Each pattern learns independently. When B appears, the pattern with the best-matching context activates.


Hierarchical Patterns

If contextLength frames isn't enough context, patterns can form hierarchies:

Level Progression

Level 0 (Base neurons):

  • Sensory inputs and actions
  • Learn connections to other base neurons
  • Vote for next frame predictions

Level 1 (First-order patterns):

  • Created when base neurons make prediction errors
  • Context: base neurons at various distances
  • Predictions: base neurons at distance 1

Level 2 (Second-order patterns):

  • Created when level 1 patterns make prediction errors
  • Context: level 1 patterns at various distances
  • Predictions: base neurons at distance 1

Level N:

  • Created when level N-1 patterns make prediction errors
  • Context: level N-1 patterns at various distances
  • Predictions: base neurons at distance 1

Hierarchical Recognition

Implementation (brain.recognizePatterns()):

level = 0
while (true) {
  // Get peaks and context at this level
  {peaks, context} = memory.getPeaksAndContext(level)
  if (peaks.length === 0) break

  // Match patterns for each parent
  patternsFound = false
  for (parent of peaks) {
    pattern = parent.matchPattern(context)
    if (pattern) {
      memory.activatePattern(pattern, parent, 0)
      patternsFound = true
    }
  }

  if (!patternsFound) break

  level++
}

Temporal Extension

Each level extends the effective temporal context:

  • Level 0: contextLength frames (e.g., 20 frames)
  • Level 1: contextLength * contextLength frames (e.g., 400 frames)
  • Level 2: contextLength^3 frames (e.g., 8000 frames)
  • Level N: contextLength^(N+1) frames

This exponential growth allows the system to capture long-term dependencies without increasing contextLength.

graph BT
    subgraph L0["Level 0 — Base (20 frames context)"]
        direction LR
        A["A"] --- B["B"] --- C["C"] --- D["D"]
    end
    subgraph L1["Level 1 — 400 frames context, 5.25× vote weight"]
        direction LR
        P1["Pattern₁"] --- P2["Pattern₂"]
    end
    subgraph L2["Level 2 — 8000 frames context, 9.5× vote weight"]
        P3["Pattern₃"]
    end
    B -. "error" .-> P1
    C -. "error" .-> P2
    P1 -. "error" .-> P3
Loading

Example: Multi-Level Learning

Sequence: A B C D E F G H (repeating)

Level 0: Base neurons learn A→B, B→C, C→D, etc.
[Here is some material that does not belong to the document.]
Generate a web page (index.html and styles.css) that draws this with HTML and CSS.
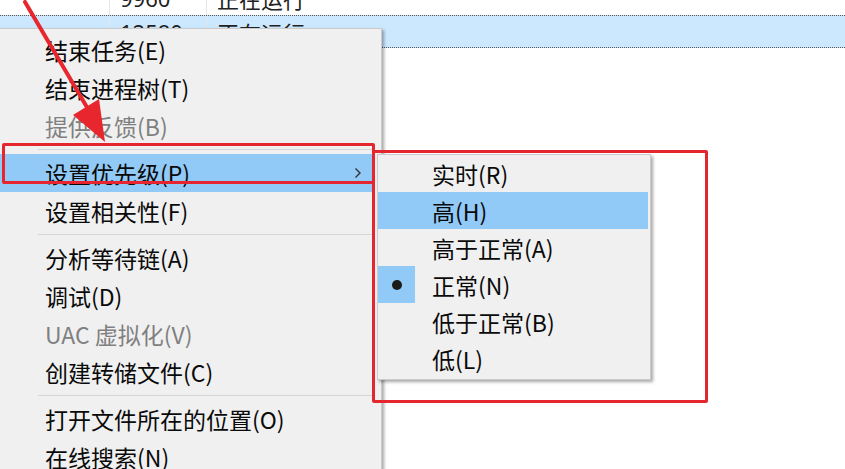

If context is too short to predict correctly:
  Frame 10: C appears, predicts D, but X appears instead
  → Create Level 1 pattern with parent=C, context={A, B, ...}, prediction=X

Level 1: Pattern neurons learn sequences of base patterns

If level 1 context is too short:
  Frame 50: Pattern_5 appears, predicts Pattern_6, but Pattern_7 appears
  → Create Level 2 pattern with parent=Pattern_5, context={Pattern_3, Pattern_4, ...}, prediction=base neurons

Level 2: Pattern neurons learn sequences of level 1 patterns

Pattern errors at level N create patterns at level N+1, enabling hierarchical abstraction.


Summary

Key Concepts

Concept Description Implementation
Pattern creation Only on confident prediction errors neuron.learnNewPattern() checks vote strength and outcome
Parent neuron The predictor that made the error Pattern stored in parent's routing table
Pattern context Context neurons with relative distances pattern.context (Context class with entries)
Pattern predictions Corrected predictions pattern.connections (same as base neurons)
Pattern matching Threshold-based (default 50%) context.match() compares observed vs known context
Pattern override Pattern votes replace connection votes state.activatedPattern suppresses parent's votes
Context differentiation Different histories → different patterns Multiple patterns per parent, best match wins
Hierarchical extension Pattern errors create higher-level patterns recognizePatterns() processes levels recursively

Implementation Highlights

In-Memory Structure:

  • Patterns are Neuron structs (level > 0)
  • Context stored in Context struct (FxHashMap-based, fast matching)
  • Predictions stored in connections Vec (same as base neurons)
  • Parent's routing table enables multiple patterns per parent

Pattern Lifecycle:

  1. Creation: Prediction error triggers neuron.learnNewPattern()
  2. Activation: Context match triggers memory.activatePattern()
  3. Voting: Pattern votes via neuron.vote() with level weighting
  4. Learning: Connections strengthen/weaken via neuron.learnConnections()
  5. Forgetting: Weak patterns decay via lazy decay and are cleaned up when effective strength reaches zero

The algorithm memorizes any sequence with learnable temporal structure, while correctly refusing to memorize true randomness.